* _Goal_
All of the lines below are to be printed again exactly; images are excluded from the output.

* _Dataset content_
+===+

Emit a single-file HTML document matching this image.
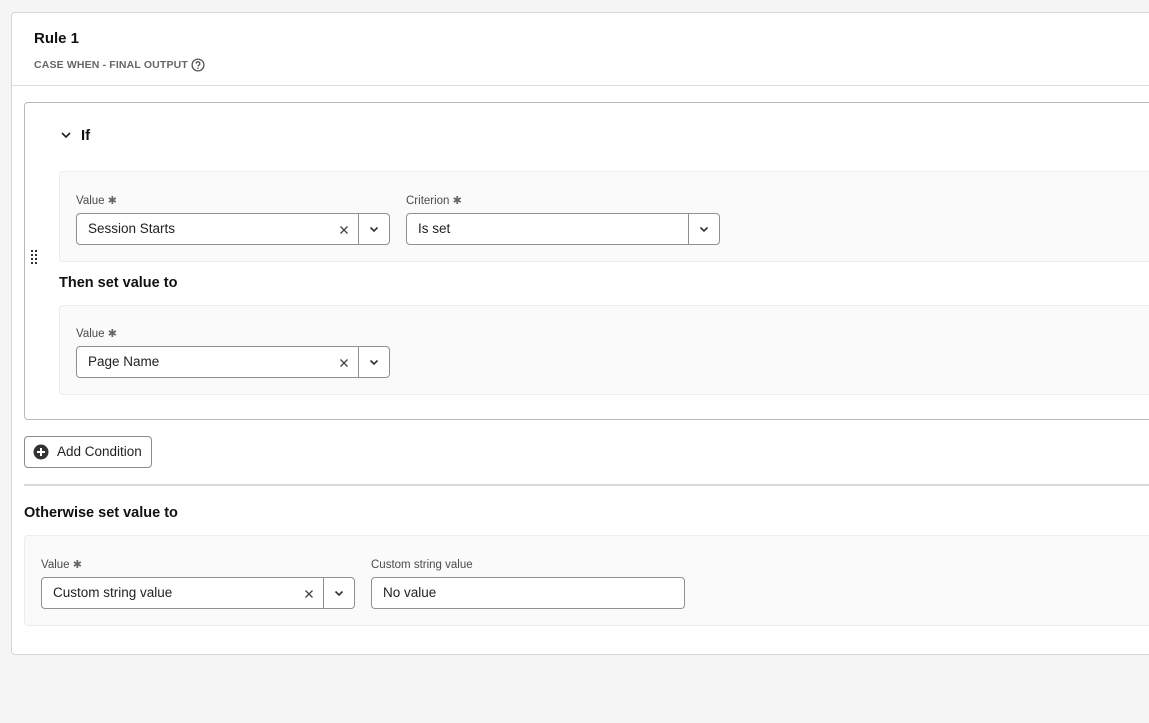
<!DOCTYPE html>
<html><head><meta charset="utf-8"><style>
*{box-sizing:border-box;margin:0;padding:0}
body{width:1149px;height:723px;background:#f5f5f5;font-family:"Liberation Sans",sans-serif;color:#222;position:relative;overflow:hidden}
.a{position:absolute}
.card{left:11px;top:12px;width:1160px;height:643px;background:#fff;border:1px solid #d5d5d5;border-radius:4px}
.lbl{font-size:11.5px;color:#4b4b4b;line-height:14px}
.st{color:#666;font-size:11px}
.fld{height:32px;border:1px solid #909090;border-radius:4px;background:#fff;font-size:13.5px;line-height:30px;padding-left:11px;color:#222}
.dd{position:absolute;right:0;top:0;width:31px;height:30px;border-left:1px solid #909090}
.x{position:absolute;top:11px}
.panel{background:#fafafa;border:1px solid #ececec;border-radius:4px}
h3{font-size:14.5px;font-weight:bold;color:#111}
</style></head><body>
<div class="a card"></div>
<div class="a" style="left:34px;top:30px;font-size:15px;font-weight:bold;color:#111">Rule 1</div>
<div class="a" style="left:34px;top:59px;font-size:10.5px;font-weight:bold;color:#666;letter-spacing:.15px">CASE WHEN - FINAL OUTPUT</div>
<svg class="a" style="left:191px;top:58px" width="14" height="14" viewBox="0 0 14 14"><circle cx="7" cy="7" r="5.9" fill="none" stroke="#555" stroke-width="1.3"/><path d="M5.2 5.6a1.8 1.8 0 1 1 2.4 1.7c-.5.2-.6.5-.6 1.1" fill="none" stroke="#555" stroke-width="1.3"/><circle cx="7" cy="10.2" r=".8" fill="#555"/></svg>
<div class="a" style="left:12px;top:85px;width:1140px;height:1px;background:#dcdcdc"></div>
<div class="a" style="left:24px;top:102px;width:1140px;height:318px;border:1px solid #b8b8b8;border-radius:4px;background:#fff"></div>
<svg class="a" style="left:60px;top:129px" width="12" height="12" viewBox="0 0 12 12"><path d="M2 4l4 4 4-4" fill="none" stroke="#222" stroke-width="1.6"/></svg>
<div class="a" style="left:81px;top:127px;font-size:15px;font-weight:bold;color:#111">If</div>
<svg class="a" style="left:30px;top:249px" width="8" height="16" viewBox="0 0 8 16"><g fill="#333"><rect x="1" y="1" width="2" height="2"/><rect x="5" y="1" width="2" height="2"/><rect x="1" y="5" width="2" height="2"/><rect x="5" y="5" width="2" height="2"/><rect x="1" y="9" width="2" height="2"/><rect x="5" y="9" width="2" height="2"/><rect x="1" y="13" width="2" height="2"/><rect x="5" y="13" width="2" height="2"/></g></svg>
<div class="a panel" style="left:59px;top:171px;width:1100px;height:91px"></div>
<div class="a lbl" style="left:76px;top:194px">Value <span class="st">✱</span></div>
<div class="a fld" style="left:76px;top:213px;width:314px">Session Starts<svg class="x" style="right:40px" width="10" height="10" viewBox="0 0 10 10"><path d="M1.5 1.5l7 7M8.5 1.5l-7 7" stroke="#444" stroke-width="1.3"/></svg><span class="dd"><svg style="position:absolute;left:10px;top:10px" width="10" height="10" viewBox="0 0 10 10"><path d="M1.5 3.5l3.5 3.5 3.5-3.5" fill="none" stroke="#333" stroke-width="1.6"/></svg></span></div>
<div class="a lbl" style="left:406px;top:194px">Criterion <span class="st">✱</span></div>
<div class="a fld" style="left:406px;top:213px;width:314px">Is set<span class="dd"><svg style="position:absolute;left:10px;top:10px" width="10" height="10" viewBox="0 0 10 10"><path d="M1.5 3.5l3.5 3.5 3.5-3.5" fill="none" stroke="#333" stroke-width="1.6"/></svg></span></div>
<h3 class="a" style="left:59px;top:275px">Then set value to</h3>
<div class="a panel" style="left:59px;top:305px;width:1100px;height:90px"></div>
<div class="a lbl" style="left:76px;top:327px">Value <span class="st">✱</span></div>
<div class="a fld" style="left:76px;top:346px;width:314px">Page Name<svg class="x" style="right:40px" width="10" height="10" viewBox="0 0 10 10"><path d="M1.5 1.5l7 7M8.5 1.5l-7 7" stroke="#444" stroke-width="1.3"/></svg><span class="dd"><svg style="position:absolute;left:10px;top:10px" width="10" height="10" viewBox="0 0 10 10"><path d="M1.5 3.5l3.5 3.5 3.5-3.5" fill="none" stroke="#333" stroke-width="1.6"/></svg></span></div>
<div class="a" style="left:24px;top:436px;width:128px;height:32px;border:1px solid #8a8a8a;border-radius:4px;background:#fff"></div>
<svg class="a" style="left:33px;top:444px" width="16" height="16" viewBox="0 0 16 16"><circle cx="8" cy="8" r="7.5" fill="#333"/><path d="M8 4v8M4 8h8" stroke="#fff" stroke-width="2"/></svg>
<div class="a" style="left:57px;top:444px;font-size:13.5px;color:#222">Add Condition</div>
<div class="a" style="left:24px;top:484px;width:1130px;height:2px;background:#d8d8d8"></div>
<h3 class="a" style="left:24px;top:505px">Otherwise set value to</h3>
<div class="a panel" style="left:24px;top:535px;width:1135px;height:91px"></div>
<div class="a lbl" style="left:41px;top:558px">Value <span class="st">✱</span></div>
<div class="a fld" style="left:41px;top:577px;width:314px">Custom string value<svg class="x" style="right:40px" width="10" height="10" viewBox="0 0 10 10"><path d="M1.5 1.5l7 7M8.5 1.5l-7 7" stroke="#444" stroke-width="1.3"/></svg><span class="dd"><svg style="position:absolute;left:10px;top:10px" width="10" height="10" viewBox="0 0 10 10"><path d="M1.5 3.5l3.5 3.5 3.5-3.5" fill="none" stroke="#333" stroke-width="1.6"/></svg></span></div>
<div class="a lbl" style="left:371px;top:558px">Custom string value</div>
<div class="a fld" style="left:371px;top:577px;width:314px">No value</div>
</body></html>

+===+

* _Response_
Emit a single-file HTML document matching this image.
<!DOCTYPE html>
<html><head><meta charset="utf-8"><style>
*{box-sizing:border-box;margin:0;padding:0}
body{width:1149px;height:723px;background:#f5f5f5;font-family:"Liberation Sans",sans-serif;color:#222;position:relative;overflow:hidden}
.a{position:absolute}
.card{left:11px;top:12px;width:1160px;height:643px;background:#fff;border:1px solid #d5d5d5;border-radius:4px}
.lbl{font-size:11.5px;color:#4b4b4b;line-height:14px}
.st{color:#666;font-size:11px}
.fld{height:32px;border:1px solid #909090;border-radius:4px;background:#fff;font-size:13.5px;line-height:30px;padding-left:11px;color:#222}
.dd{position:absolute;right:0;top:0;width:31px;height:30px;border-left:1px solid #909090}
.x{position:absolute;top:11px}
.panel{background:#fafafa;border:1px solid #ececec;border-radius:4px}
h3{font-size:14.5px;font-weight:bold;color:#111}
</style></head><body>
<div class="a card"></div>
<div class="a" style="left:34px;top:30px;font-size:15px;font-weight:bold;color:#111">Rule 1</div>
<div class="a" style="left:34px;top:59px;font-size:10.5px;font-weight:bold;color:#666;letter-spacing:.15px">CASE WHEN - FINAL OUTPUT</div>
<svg class="a" style="left:191px;top:58px" width="14" height="14" viewBox="0 0 14 14"><circle cx="7" cy="7" r="5.9" fill="none" stroke="#555" stroke-width="1.3"/><path d="M5.2 5.6a1.8 1.8 0 1 1 2.4 1.7c-.5.2-.6.5-.6 1.1" fill="none" stroke="#555" stroke-width="1.3"/><circle cx="7" cy="10.2" r=".8" fill="#555"/></svg>
<div class="a" style="left:12px;top:85px;width:1140px;height:1px;background:#dcdcdc"></div>
<div class="a" style="left:24px;top:102px;width:1140px;height:318px;border:1px solid #b8b8b8;border-radius:4px;background:#fff"></div>
<svg class="a" style="left:60px;top:129px" width="12" height="12" viewBox="0 0 12 12"><path d="M2 4l4 4 4-4" fill="none" stroke="#222" stroke-width="1.6"/></svg>
<div class="a" style="left:81px;top:127px;font-size:15px;font-weight:bold;color:#111">If</div>
<svg class="a" style="left:30px;top:249px" width="8" height="16" viewBox="0 0 8 16"><g fill="#333"><rect x="1" y="1" width="2" height="2"/><rect x="5" y="1" width="2" height="2"/><rect x="1" y="5" width="2" height="2"/><rect x="5" y="5" width="2" height="2"/><rect x="1" y="9" width="2" height="2"/><rect x="5" y="9" width="2" height="2"/><rect x="1" y="13" width="2" height="2"/><rect x="5" y="13" width="2" height="2"/></g></svg>
<div class="a panel" style="left:59px;top:171px;width:1100px;height:91px"></div>
<div class="a lbl" style="left:76px;top:194px">Value <span class="st">✱</span></div>
<div class="a fld" style="left:76px;top:213px;width:314px">Session Starts<svg class="x" style="right:40px" width="10" height="10" viewBox="0 0 10 10"><path d="M1.5 1.5l7 7M8.5 1.5l-7 7" stroke="#444" stroke-width="1.3"/></svg><span class="dd"><svg style="position:absolute;left:10px;top:10px" width="10" height="10" viewBox="0 0 10 10"><path d="M1.5 3.5l3.5 3.5 3.5-3.5" fill="none" stroke="#333" stroke-width="1.6"/></svg></span></div>
<div class="a lbl" style="left:406px;top:194px">Criterion <span class="st">✱</span></div>
<div class="a fld" style="left:406px;top:213px;width:314px">Is set<span class="dd"><svg style="position:absolute;left:10px;top:10px" width="10" height="10" viewBox="0 0 10 10"><path d="M1.5 3.5l3.5 3.5 3.5-3.5" fill="none" stroke="#333" stroke-width="1.6"/></svg></span></div>
<h3 class="a" style="left:59px;top:275px">Then set value to</h3>
<div class="a panel" style="left:59px;top:305px;width:1100px;height:90px"></div>
<div class="a lbl" style="left:76px;top:327px">Value <span class="st">✱</span></div>
<div class="a fld" style="left:76px;top:346px;width:314px">Page Name<svg class="x" style="right:40px" width="10" height="10" viewBox="0 0 10 10"><path d="M1.5 1.5l7 7M8.5 1.5l-7 7" stroke="#444" stroke-width="1.3"/></svg><span class="dd"><svg style="position:absolute;left:10px;top:10px" width="10" height="10" viewBox="0 0 10 10"><path d="M1.5 3.5l3.5 3.5 3.5-3.5" fill="none" stroke="#333" stroke-width="1.6"/></svg></span></div>
<div class="a" style="left:24px;top:436px;width:128px;height:32px;border:1px solid #8a8a8a;border-radius:4px;background:#fff"></div>
<svg class="a" style="left:33px;top:444px" width="16" height="16" viewBox="0 0 16 16"><circle cx="8" cy="8" r="7.5" fill="#333"/><path d="M8 4v8M4 8h8" stroke="#fff" stroke-width="2"/></svg>
<div class="a" style="left:57px;top:444px;font-size:13.5px;color:#222">Add Condition</div>
<div class="a" style="left:24px;top:484px;width:1130px;height:2px;background:#d8d8d8"></div>
<h3 class="a" style="left:24px;top:505px">Otherwise set value to</h3>
<div class="a panel" style="left:24px;top:535px;width:1135px;height:91px"></div>
<div class="a lbl" style="left:41px;top:558px">Value <span class="st">✱</span></div>
<div class="a fld" style="left:41px;top:577px;width:314px">Custom string value<svg class="x" style="right:40px" width="10" height="10" viewBox="0 0 10 10"><path d="M1.5 1.5l7 7M8.5 1.5l-7 7" stroke="#444" stroke-width="1.3"/></svg><span class="dd"><svg style="position:absolute;left:10px;top:10px" width="10" height="10" viewBox="0 0 10 10"><path d="M1.5 3.5l3.5 3.5 3.5-3.5" fill="none" stroke="#333" stroke-width="1.6"/></svg></span></div>
<div class="a lbl" style="left:371px;top:558px">Custom string value</div>
<div class="a fld" style="left:371px;top:577px;width:314px">No value</div>
</body></html>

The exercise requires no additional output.